The difference between Boycott and Brown is that the batsman was brave and talented and often led his team to victory, while Brown is a cowardly cheat, happy to take the applause of his own side for his cynical mangling of the truth.
It is almost unbearable these days to watch this hopeless charade. Most Labour MPs are out of their depth and are clearly undeserving of the perks/unverified expenses/John Lewis list package they receive in remuneration.
Today, Brown played the straightest of bats on the James Crosby affair. Former head of disgraced bank HBOS, Brown had appointed him deputy head of the FSA, the banking watchdog — you really couldn’t make that one up. When scandal hit again, the PM “let him go” an hour or so before PMQs. He then got a backbencher to ask a loaded question enabling him to distance himself from his former best friend.

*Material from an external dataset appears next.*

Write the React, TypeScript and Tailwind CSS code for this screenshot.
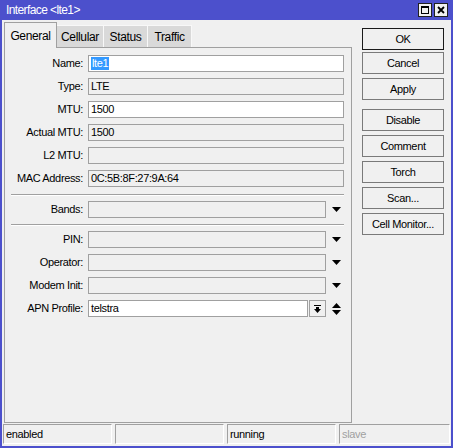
import React from "react";

const font = { fontFamily: '"Liberation Sans", Arial, sans-serif' };

function DownArrow() {
  return (
    <svg width="9" height="5" viewBox="0 0 9 5">
      <polygon points="0,0 9,0 4.5,5" fill="#000" />
    </svg>
  );
}

function UpDownArrow() {
  return (
    <svg width="9" height="12" viewBox="0 0 9 12">
      <polygon points="4.5,0 9,5 0,5" fill="#000" />
      <polygon points="0,7 9,7 4.5,12" fill="#000" />
    </svg>
  );
}

function PickIcon() {
  return (
    <svg width="7" height="8" viewBox="0 0 7 8">
      <rect x="0" y="0" width="7" height="1" fill="#000" />
      <rect x="2" y="2" width="3" height="2" fill="#000" />
      <polygon points="0,4 7,4 3.5,8" fill="#000" />
    </svg>
  );
}

type Field = {
  label: string;
  value?: string;
  editable?: boolean;
  selected?: boolean;
  kind?: "plain" | "drop" | "apn";
};

function Row({ label, value, editable, selected, kind = "plain" }: Field) {
  return (
    <div className="flex h-[17px] items-center">
      <div className="w-[79px] shrink-0 pr-[1px] text-right">{label}:</div>
      <div
        className={
          "ml-[4px] flex h-[17px] flex-1 items-center border border-[#a0a0a0] pl-[2px] " +
          (editable ? "bg-white" : "bg-[#f0f0f0]")
        }
      >
        {selected ? (
          <span className="bg-[#3399ff] px-[1px] leading-[13px] text-white">{value}</span>
        ) : (
          <span>{value}</span>
        )}
      </div>
      {kind === "drop" && (
        <div className="flex w-[18px] shrink-0 items-center justify-center pl-[3px]">
          <DownArrow />
        </div>
      )}
      {kind === "apn" && (
        <>
          <div className="ml-[1px] flex h-[17px] w-[17px] shrink-0 items-center justify-center border border-[#a0a0a0] bg-[#f0f0f0]">
            <PickIcon />
          </div>
          <div className="flex w-[18px] shrink-0 items-center justify-center pl-[3px]">
            <UpDownArrow />
          </div>
        </>
      )}
    </div>
  );
}

function Separator() {
  return <div className="ml-[6px] h-0 border-t border-[#a0a0a0] border-b border-b-white" />;
}

const tabs = [
  { name: "Cellular", w: "w-[47px]" },
  { name: "Status", w: "w-[44px]" },
  { name: "Traffic", w: "w-[44px]" },
];

const buttons = [
  { name: "Cancel", mt: "mt-[2px]" },
  { name: "Apply", mt: "mt-[4px]" },
  { name: "Disable", mt: "mt-[9px]" },
  { name: "Comment", mt: "mt-[4px]" },
  { name: "Torch", mt: "mt-[4px]" },
  { name: "Scan...", mt: "mt-[4px]" },
  { name: "Cell Monitor...", mt: "mt-[4px]" },
];

export default function App() {
  return (
    <div
      className="flex h-[448px] w-[453px] flex-col overflow-hidden bg-[#f0f0f0] text-[11px] tracking-[-0.35px] text-black"
      style={font}
    >
      {/* title bar */}
      <div className="flex h-[20px] shrink-0 items-center bg-[#4c50cc] pl-[6px] pr-[5px]">
        <span className="flex-1 text-[12px] tracking-[-0.6px] text-white">Interface &lt;lte1&gt;</span>
        <div className="flex gap-[2px]">
          <div className="flex h-[14px] w-[14px] items-center justify-center border border-[#202020] bg-[#f0f0f0]">
            <div className="h-[8px] w-[8px] border border-t-2 border-black" />
          </div>
          <div className="flex h-[14px] w-[14px] items-center justify-center border border-[#202020] bg-[#f0f0f0]">
            <svg width="8" height="8" viewBox="0 0 8 8">
              <path d="M1 1 L7 7 M7 1 L1 7" stroke="#000" strokeWidth="1.8" />
            </svg>
          </div>
        </div>
      </div>

      <div className="flex flex-1 border-x-2 border-[#4c50cc]">
        {/* left: tabs + panel */}
        <div className="ml-[2px] flex w-[348px] flex-col pt-[2px]">
          <div className="flex h-[25px] items-end">
            <div className="relative z-10 -mb-px flex h-[26px] w-[53px] items-center justify-center border border-b-0 border-[#a0a0a0] bg-[#f0f0f0] text-[12px]">
              General
            </div>
            {tabs.map((t) => (
              <div
                key={t.name}
                className={
                  "flex h-[22px] items-center justify-center border-r border-t border-[#f8f8f8] bg-[#d9d9d9] pt-[1px] text-[12px] " +
                  t.w
                }
              >
                {t.name}
              </div>
            ))}
          </div>
          <div className="flex h-[376px] flex-col border border-[#a0a0a0] pr-[7px] pt-[7px]">
            <div className="flex flex-col gap-[6px]">
              <Row label="Name" value="lte1" editable selected />
              <Row label="Type" value="LTE" />
              <Row label="MTU" value="1500" editable />
              <Row label="Actual MTU" value="1500" />
              <Row label="L2 MTU" value="" />
              <Row label="MAC Address" value="0C:5B:8F:27:9A:64" />
            </div>
            <div className="mt-[7px]">
              <Separator />
            </div>
            <div className="mt-[5px]">
              <Row label="Bands" kind="drop" />
            </div>
            <div className="mt-[6px]">
              <Separator />
            </div>
            <div className="mt-[5px] flex flex-col gap-[6px]">
              <Row label="PIN" kind="drop" />
              <Row label="Operator" kind="drop" />
              <Row label="Modem Init" kind="drop" />
              <Row label="APN Profile" value="telstra" editable kind="apn" />
            </div>
          </div>
        </div>

        {/* right: buttons */}
        <div className="ml-[10px] flex w-[82px] flex-col pt-[8px]">
          <div className="flex h-[22px] items-center justify-center border border-[#1a1a1a] bg-[#f0f0f0]">OK</div>
          {buttons.map((b) => (
            <div
              key={b.name}
              className={"flex h-[22px] items-center justify-center border border-[#7a7a7a] bg-[#f0f0f0] " + b.mt}
            >
              {b.name}
            </div>
          ))}
        </div>
      </div>

      {/* status bar */}
      <div className="flex h-[25px] shrink-0 gap-[3px] border-x-2 border-b-2 border-[#4c50cc] pl-[1px] pr-[1px] pt-[1px]">
        {["enabled", "", "running"].map((s, i) => (
          <div
            key={i}
            className="flex h-[20px] w-[109px] items-center border border-[#a0a0a0] border-b-white border-r-white pl-[2px]"
          >
            {s}
          </div>
        ))}
        <div className="flex h-[20px] flex-1 items-center border border-[#a0a0a0] border-b-white border-r-white pl-[2px] text-[#a0a0a0]">
          slave
        </div>
      </div>
    </div>
  );
}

With pals like Brown, who needs weapons of mass destruction?
The only chink of lightness in today’s nauseating spectacle was Titiangate.
Last week the increasingly desperate Brown likened himself to Titian, the Italian painter of auburn haired women, who, he said, lived to the ripe age of 90 and “still didn’t know how to paint”.
David Cameron, questioning his stats, claimed that the great one (Titian, not Brown) died at 86.
As a public service, I trawled through my library to pin down the truth on this important question and came up with conflicting evidence:
All sources agree that Titian died in 1576. However, Philips Encyclopedia gives his birth as 1485, which would make him 91, give or take a year. Hutchinson’s Encyclopedia of Biography claims his birth was in 1487, making him 89. Again, if he were born at the end of the year and died in the early months, he would be 88 at death.
Conservative Central Office is now saying that the great man died in 1490 which would make him 86 or …er… 85. Who says so? “Modern scholars”, apparently. This one will run and run.
Thus has the British Parliament been reduced to disputes over the age of an ancient foreign artist who specialized in saucy women with red hair.
What have we done to deserve this mob?
David Cameron, though, put up a stout performance against impossible odds.